Mike Baxter is always a guy that has had talent but has taken time to put it together. Is this a case of where it is beginning to come together?
Max Venable: I think with Bax, great kid by the way, he works really hard, understands the game, plays it the right way, and very versatile too. He can play the outfield, he can play first base, and in emergency he also can catch a little bit.
He went through Instruction League a couple years ago and had a good Fall League this past season. I think with Bax, he's going to be kind of a guy who kind of creeps up, only because, well, not only because, he definitely has the ability to make it in the major leagues, but I think with his competitiveness and the way he goes about his business, and I think with a little strength and a little maturity, he'll find his way as a fourth outfielder guy, the type of guy that comes off the bench that can steal a bag and can give you a good pinch-hit. I'm not really sure as far as a starter, but I think eventually he could work his way in there as he gets a little bit stronger.
A guy who does not need more strength is Kyle Blanks. He is a guy who doesn't use his whole body in his swing but still produces.
Max Venable: I've had him a couple years now, and he's really open to some suggestions, but he pretty basically has his own way of hitting. He can get away with a lot of things because of his size and strength.
You just kind of let him go and do his thing, and if things do get out of hand, just approach him and make sure his thought process is right. As far as mechanics, mechanically he's pretty much set on his ways of hitting.
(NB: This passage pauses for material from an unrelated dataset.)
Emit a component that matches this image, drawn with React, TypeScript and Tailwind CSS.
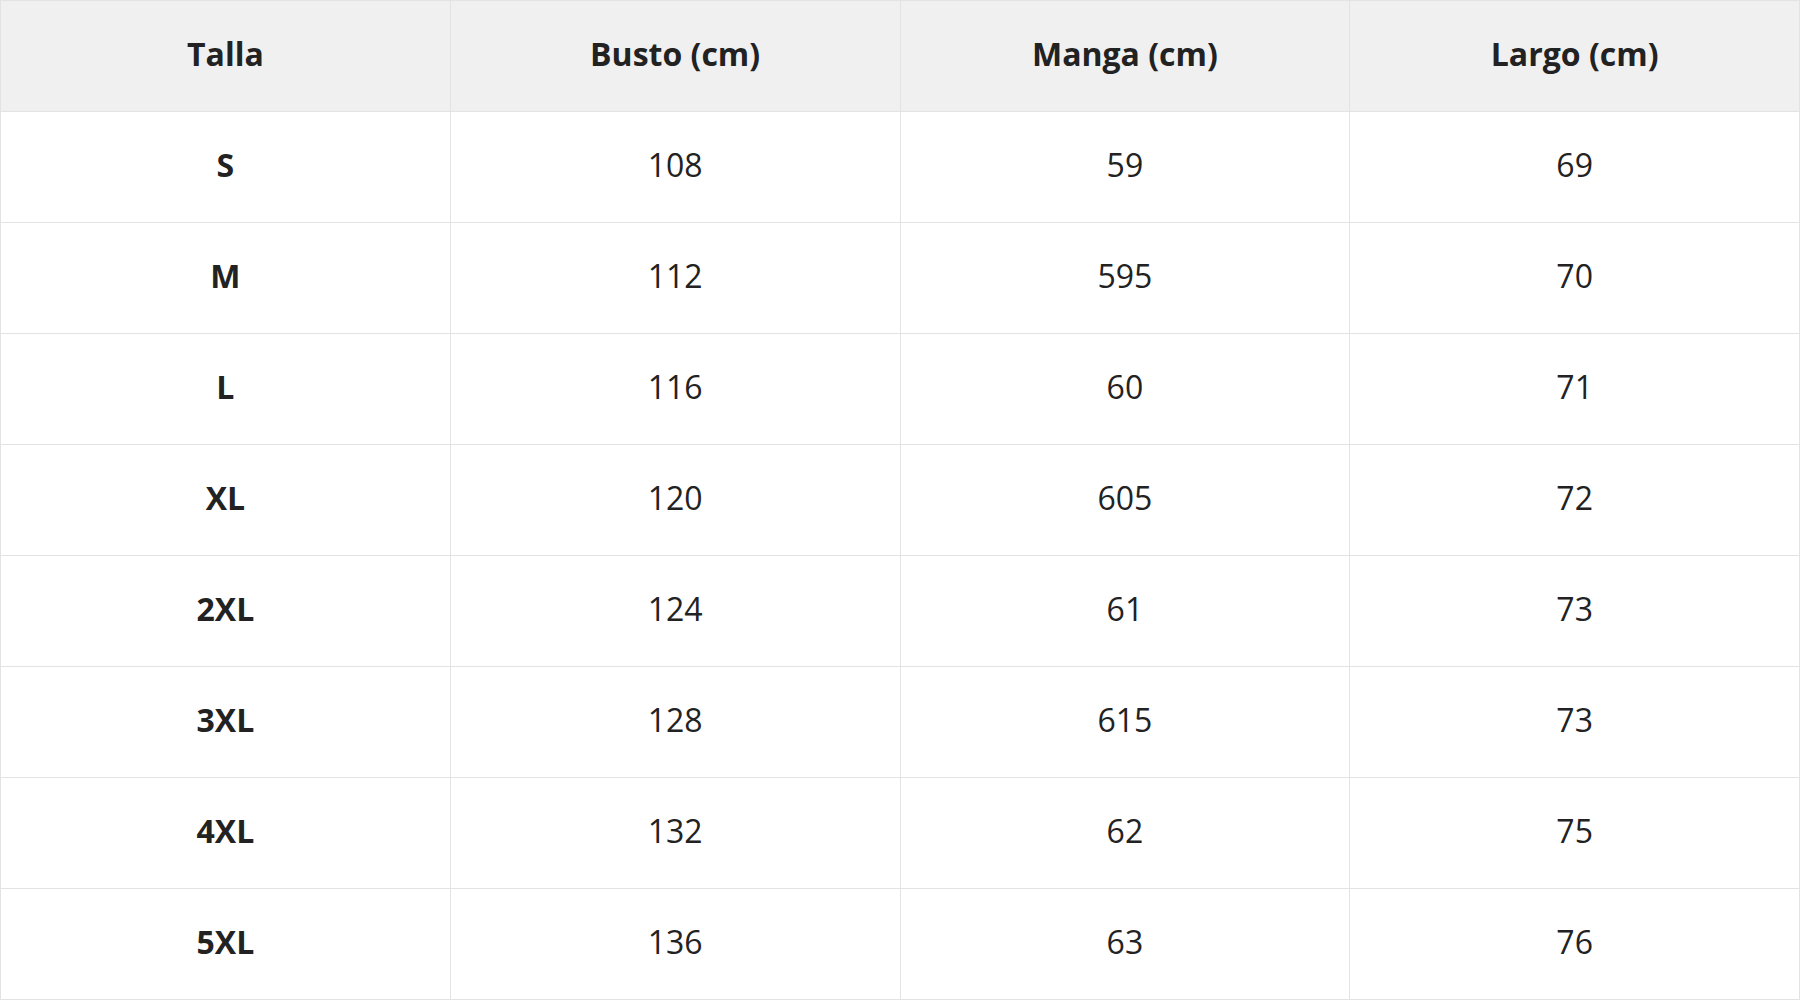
const headers = ["Talla", "Busto (cm)", "Manga (cm)", "Largo (cm)"];

const rows = [
  ["S", "108", "59", "69"],
  ["M", "112", "595", "70"],
  ["L", "116", "60", "71"],
  ["XL", "120", "605", "72"],
  ["2XL", "124", "61", "73"],
  ["3XL", "128", "615", "73"],
  ["4XL", "132", "62", "75"],
  ["5XL", "136", "63", "76"],
];

export default function App() {
  return (
    <div className="w-[1800px] h-[1000px] bg-white font-['Open_Sans',sans-serif] text-[#222222]">
      <table className="w-full h-full table-fixed border-collapse text-center text-[32px]">
        <thead>
          <tr className="bg-[#f0f0f0]">
            {headers.map((h) => (
              <th key={h} className="border border-[#e3e3e3] font-bold h-[111px] pb-[4px]">
                {h}
              </th>
            ))}
          </tr>
        </thead>
        <tbody>
          {rows.map((r) => (
            <tr key={r[0]}>
              {r.map((c, i) => (
                <td
                  key={i}
                  className={`border border-[#e3e3e3] h-[111px] pb-[4px] ${i === 0 ? "font-bold" : "font-normal"}`}
                >
                  {c}
                </td>
              ))}
            </tr>
          ))}
        </tbody>
      </table>
    </div>
  );
}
He's got some bat speed, and again, he can get away with a lot of things that certain guys can't get away with because of his size and his strength.
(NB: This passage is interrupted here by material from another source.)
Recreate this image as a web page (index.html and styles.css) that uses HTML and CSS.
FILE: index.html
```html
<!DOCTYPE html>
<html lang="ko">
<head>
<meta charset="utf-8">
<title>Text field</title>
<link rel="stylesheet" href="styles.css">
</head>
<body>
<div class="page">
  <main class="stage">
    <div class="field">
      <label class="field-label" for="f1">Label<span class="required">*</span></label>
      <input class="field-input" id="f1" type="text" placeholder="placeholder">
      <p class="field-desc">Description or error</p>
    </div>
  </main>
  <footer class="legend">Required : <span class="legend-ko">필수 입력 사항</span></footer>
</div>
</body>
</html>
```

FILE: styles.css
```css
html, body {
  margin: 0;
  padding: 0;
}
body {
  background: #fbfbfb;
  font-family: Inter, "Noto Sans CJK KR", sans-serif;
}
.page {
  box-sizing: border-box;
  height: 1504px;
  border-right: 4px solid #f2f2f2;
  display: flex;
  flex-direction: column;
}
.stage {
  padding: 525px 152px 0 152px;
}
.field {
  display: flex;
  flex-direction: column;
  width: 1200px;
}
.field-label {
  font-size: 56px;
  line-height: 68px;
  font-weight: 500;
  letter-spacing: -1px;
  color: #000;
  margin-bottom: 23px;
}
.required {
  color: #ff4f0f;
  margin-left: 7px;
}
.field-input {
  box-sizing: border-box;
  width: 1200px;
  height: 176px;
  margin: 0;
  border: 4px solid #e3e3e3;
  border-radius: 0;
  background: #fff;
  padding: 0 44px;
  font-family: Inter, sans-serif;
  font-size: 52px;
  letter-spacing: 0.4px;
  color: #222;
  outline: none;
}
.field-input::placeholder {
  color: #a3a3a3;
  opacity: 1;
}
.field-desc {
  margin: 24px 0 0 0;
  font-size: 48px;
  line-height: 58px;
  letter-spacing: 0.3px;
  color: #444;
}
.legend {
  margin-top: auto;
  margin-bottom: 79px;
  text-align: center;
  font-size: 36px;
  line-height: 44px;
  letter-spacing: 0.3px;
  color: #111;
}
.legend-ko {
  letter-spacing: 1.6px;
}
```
He's a good athlete. He runs well for a big guy and he's shown his athletic ability playing the outfield usually from the first to the outfield so you know they can do that.
Chad Huffman struggles for the first three and a half months but then tears the cover off the ball. What changed?
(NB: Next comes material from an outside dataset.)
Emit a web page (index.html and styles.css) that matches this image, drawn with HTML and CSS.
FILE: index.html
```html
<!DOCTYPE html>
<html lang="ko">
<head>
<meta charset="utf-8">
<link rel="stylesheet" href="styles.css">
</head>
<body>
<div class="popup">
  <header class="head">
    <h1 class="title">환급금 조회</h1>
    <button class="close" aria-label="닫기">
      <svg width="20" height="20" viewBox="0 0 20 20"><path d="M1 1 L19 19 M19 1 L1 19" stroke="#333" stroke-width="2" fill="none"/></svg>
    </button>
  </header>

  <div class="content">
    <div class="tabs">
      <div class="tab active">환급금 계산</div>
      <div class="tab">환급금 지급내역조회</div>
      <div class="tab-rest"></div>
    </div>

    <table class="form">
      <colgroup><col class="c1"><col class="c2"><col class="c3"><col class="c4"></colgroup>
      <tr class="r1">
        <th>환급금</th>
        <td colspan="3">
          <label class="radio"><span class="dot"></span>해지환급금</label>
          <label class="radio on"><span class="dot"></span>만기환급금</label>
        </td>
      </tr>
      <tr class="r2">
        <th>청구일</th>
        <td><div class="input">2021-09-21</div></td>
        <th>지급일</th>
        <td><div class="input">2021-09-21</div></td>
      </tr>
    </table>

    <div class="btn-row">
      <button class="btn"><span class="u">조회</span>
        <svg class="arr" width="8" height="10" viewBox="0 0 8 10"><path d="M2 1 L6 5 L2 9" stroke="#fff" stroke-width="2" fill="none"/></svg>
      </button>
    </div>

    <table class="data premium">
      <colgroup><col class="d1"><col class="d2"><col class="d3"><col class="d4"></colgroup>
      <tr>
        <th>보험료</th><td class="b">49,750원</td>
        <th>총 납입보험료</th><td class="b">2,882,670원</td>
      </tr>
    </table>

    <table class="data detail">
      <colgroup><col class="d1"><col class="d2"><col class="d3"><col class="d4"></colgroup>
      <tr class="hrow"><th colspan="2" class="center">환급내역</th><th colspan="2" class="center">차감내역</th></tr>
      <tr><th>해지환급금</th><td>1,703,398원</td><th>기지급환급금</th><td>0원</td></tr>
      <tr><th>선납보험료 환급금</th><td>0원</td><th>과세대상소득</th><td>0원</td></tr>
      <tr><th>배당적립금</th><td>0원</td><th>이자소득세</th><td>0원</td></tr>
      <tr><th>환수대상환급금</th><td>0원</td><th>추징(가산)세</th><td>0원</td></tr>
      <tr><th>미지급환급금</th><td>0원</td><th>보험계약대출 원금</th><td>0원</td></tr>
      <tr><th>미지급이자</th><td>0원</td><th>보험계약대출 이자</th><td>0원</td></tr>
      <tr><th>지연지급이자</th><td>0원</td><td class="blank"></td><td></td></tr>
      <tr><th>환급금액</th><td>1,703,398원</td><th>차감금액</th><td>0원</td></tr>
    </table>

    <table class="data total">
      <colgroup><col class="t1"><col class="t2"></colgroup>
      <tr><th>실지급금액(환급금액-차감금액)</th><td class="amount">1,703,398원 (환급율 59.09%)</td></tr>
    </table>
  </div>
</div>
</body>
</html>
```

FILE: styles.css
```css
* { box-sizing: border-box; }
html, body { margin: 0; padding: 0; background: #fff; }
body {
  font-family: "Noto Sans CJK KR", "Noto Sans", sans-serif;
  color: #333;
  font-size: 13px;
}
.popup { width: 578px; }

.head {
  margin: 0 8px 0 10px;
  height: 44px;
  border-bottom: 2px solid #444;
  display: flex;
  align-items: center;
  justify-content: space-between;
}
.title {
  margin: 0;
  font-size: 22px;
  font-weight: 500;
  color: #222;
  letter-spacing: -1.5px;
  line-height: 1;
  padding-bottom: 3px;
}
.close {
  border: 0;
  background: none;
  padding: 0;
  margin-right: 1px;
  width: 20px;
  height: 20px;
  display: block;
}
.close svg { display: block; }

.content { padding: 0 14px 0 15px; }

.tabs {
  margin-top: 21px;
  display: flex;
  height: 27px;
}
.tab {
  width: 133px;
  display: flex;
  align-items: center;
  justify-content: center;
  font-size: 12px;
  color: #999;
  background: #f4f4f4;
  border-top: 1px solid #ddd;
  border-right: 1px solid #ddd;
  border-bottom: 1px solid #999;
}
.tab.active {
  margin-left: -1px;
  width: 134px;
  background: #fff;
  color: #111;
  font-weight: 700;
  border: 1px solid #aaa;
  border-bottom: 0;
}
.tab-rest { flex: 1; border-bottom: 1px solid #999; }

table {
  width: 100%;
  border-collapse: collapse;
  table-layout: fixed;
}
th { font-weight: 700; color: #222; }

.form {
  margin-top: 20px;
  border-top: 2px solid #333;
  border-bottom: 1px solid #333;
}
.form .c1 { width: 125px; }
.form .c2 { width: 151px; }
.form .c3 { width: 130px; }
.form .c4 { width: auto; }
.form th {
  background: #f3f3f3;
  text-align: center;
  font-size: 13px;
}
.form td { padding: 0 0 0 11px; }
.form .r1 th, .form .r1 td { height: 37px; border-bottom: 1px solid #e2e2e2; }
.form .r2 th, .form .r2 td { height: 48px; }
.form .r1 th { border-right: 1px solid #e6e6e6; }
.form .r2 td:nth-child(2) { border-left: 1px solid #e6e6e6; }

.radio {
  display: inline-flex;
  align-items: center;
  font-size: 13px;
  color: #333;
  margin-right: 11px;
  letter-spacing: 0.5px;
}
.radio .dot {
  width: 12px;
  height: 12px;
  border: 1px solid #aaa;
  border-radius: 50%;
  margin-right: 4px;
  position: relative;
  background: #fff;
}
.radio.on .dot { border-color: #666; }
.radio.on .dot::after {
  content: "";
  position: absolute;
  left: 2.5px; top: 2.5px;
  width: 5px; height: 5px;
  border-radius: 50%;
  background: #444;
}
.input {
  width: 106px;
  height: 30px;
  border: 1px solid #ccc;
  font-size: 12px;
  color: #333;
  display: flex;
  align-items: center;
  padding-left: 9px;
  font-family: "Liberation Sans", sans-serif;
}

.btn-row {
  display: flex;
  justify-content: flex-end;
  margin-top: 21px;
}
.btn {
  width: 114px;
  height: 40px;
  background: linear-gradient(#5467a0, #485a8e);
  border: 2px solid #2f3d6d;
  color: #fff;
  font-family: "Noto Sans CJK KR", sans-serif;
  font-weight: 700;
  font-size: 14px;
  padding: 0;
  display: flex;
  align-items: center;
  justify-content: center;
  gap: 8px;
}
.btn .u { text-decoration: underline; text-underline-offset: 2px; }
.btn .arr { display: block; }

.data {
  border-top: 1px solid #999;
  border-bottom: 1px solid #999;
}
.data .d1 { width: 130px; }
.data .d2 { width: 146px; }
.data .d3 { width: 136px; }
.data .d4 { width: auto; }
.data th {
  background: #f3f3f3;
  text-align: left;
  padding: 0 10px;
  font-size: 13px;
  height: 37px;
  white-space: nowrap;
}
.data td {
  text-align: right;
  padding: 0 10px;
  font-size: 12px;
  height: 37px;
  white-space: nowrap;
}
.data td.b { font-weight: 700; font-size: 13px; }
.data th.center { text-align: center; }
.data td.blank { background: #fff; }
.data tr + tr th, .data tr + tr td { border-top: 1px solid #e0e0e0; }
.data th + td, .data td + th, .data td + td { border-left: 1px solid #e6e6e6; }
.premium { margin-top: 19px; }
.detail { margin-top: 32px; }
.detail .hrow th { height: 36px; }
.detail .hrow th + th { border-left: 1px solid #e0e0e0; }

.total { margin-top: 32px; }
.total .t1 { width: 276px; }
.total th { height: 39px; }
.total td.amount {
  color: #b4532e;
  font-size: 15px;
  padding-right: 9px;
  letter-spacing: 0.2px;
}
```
Max Venable: Well, I'm not sure if anything changed. I think as the season went along, he actually kind of slowly figured out that he had to make adjustments mentally, his whole thought process. He has the ability to play.
He did give us some pretty good numbers for Triple-A, .268, 20 home runs. That was a pretty good year.
I think with Huff, we talked a lot about his thought process. We tried to tell him that ‘you are a fastball hitter. fastball, just off the fastball.' We had to pound that into his head.
A lot of times his thought process just wasn't quite right during the course of the season. But he got it, and he worked hard. He's another guy, along with Bax and those guys, they're in there every day in the cage working on things, mechanically, and always talking about it about hitting and trying to get better. I think it all paid off. He ended up having a pretty good year.
Sean Kazmar is a guy that many have been high on because of his versatility. At the same time, there are many who believe he isn't buying into the pitch selection program. Did you see progress in that area?
Max Venable: Some guys are a little, different, some guys are pretty good about that, and with Kaz, I think, there was some progress there.
I'm not going to go through the whole Padres philosophy with pitch selection. I thought Kaz did pretty well, considering.
He kind of rebounded a little bit, that pretty much set him back on the map a little bit. In previous years where, Double-A, he got sent back down to A ball and then pretty much got himself back on the map again. I think he made some progress there.
Sometimes when they get into that panic mode. They don't have the confidence that they need to have to hit with two strikes or they'll go swinging after first pitch or just not have the good confidence with it. I thought he got a little bit better and I think with Kaz – another guy needs to be a little bit stronger, be a little bit better. I think there were too many balls in the air for a little guy.
Two homers and five RBI. After the game you send your son Will Venable up. Is it anticlimactic in that this is the second time you get to tell your son he is going to the major leagues?
Max Venable: Well, I think anytime you tell a guy he's going to the Major Leagues it's so cool! Just to see their facial expression.
You call them in the office and first off all their thinking, ‘Oh no, what'd I do now? What happened?' Just to see that expression is kind of cool, but when it's your son, it's just special, and I'm glad things have worked out for him.
He's come a long ways. Doing the baseball thing was kind of cool, but just to watch him make that progress was kind of nice.
There was always the question if we could get him more power at the sacrifice of some walks by letting him be more aggressive.
Max Venable: I think that it's the individual that is so different. It's like if you have a philosophy on hitting. I would say I personally don't have one but there are some certain principles on hitting, plate discipline, and stuff like that. Everybody's a little different when it comes to that, and some guys are swinging early in the count, and some guys can take those pitches and have the confidence or the ability to put the ball in play. Some guys they, for whatever reason, their swing, their whole approach doesn't allow them to do that.
So each guy is very different. William is a guy, I think that if he's not getting it early, then all of a sudden their comes two strikes, he could be a little bit vulnerable because he does swing at some pitches that are out of the zone. Now how do you correct that? Well, I don't know. You got to let the guy mature into the game, and I'm sure as he gets a little bit older and matures, he may get a little bit better. So, everybody is a little bit different. William is one of those guys that's been striking out quite a bit, but he puts the ball in play. Sometimes he does really well.
Drew Macias rolled around where he was with the Padres back down to you, back up to San Diego, gets an at-bat or two and no time to regain his rhythm. Is that what the year in Portland was for him where he had to start from scratch a whole bunch of times?
Max Venable: He's kind of in a tough position there. Anytime you're going up and down, it's kind of hard to get any kind of rhythm. He would go up, just sit, maybe play a little bit, travel, go back down, and trying to get settled in, and next thing you know you're getting called back in. So that's kind of a tough role to be in to get settled and have any type of rhythm.
We're talking about trying to have some consistency. If you're going to have that, you've got to be in there every day playing somewhere and at least be settled down and having some consistent at-bats, if it's Triple-A or consistently coming off the bench during the course of the year. But if you find yourself coming Triple-A for three weeks, then going back up, sitting, and then coming back down, that's a hard task for anybody. If you had to, hanging in there, that's a tough role.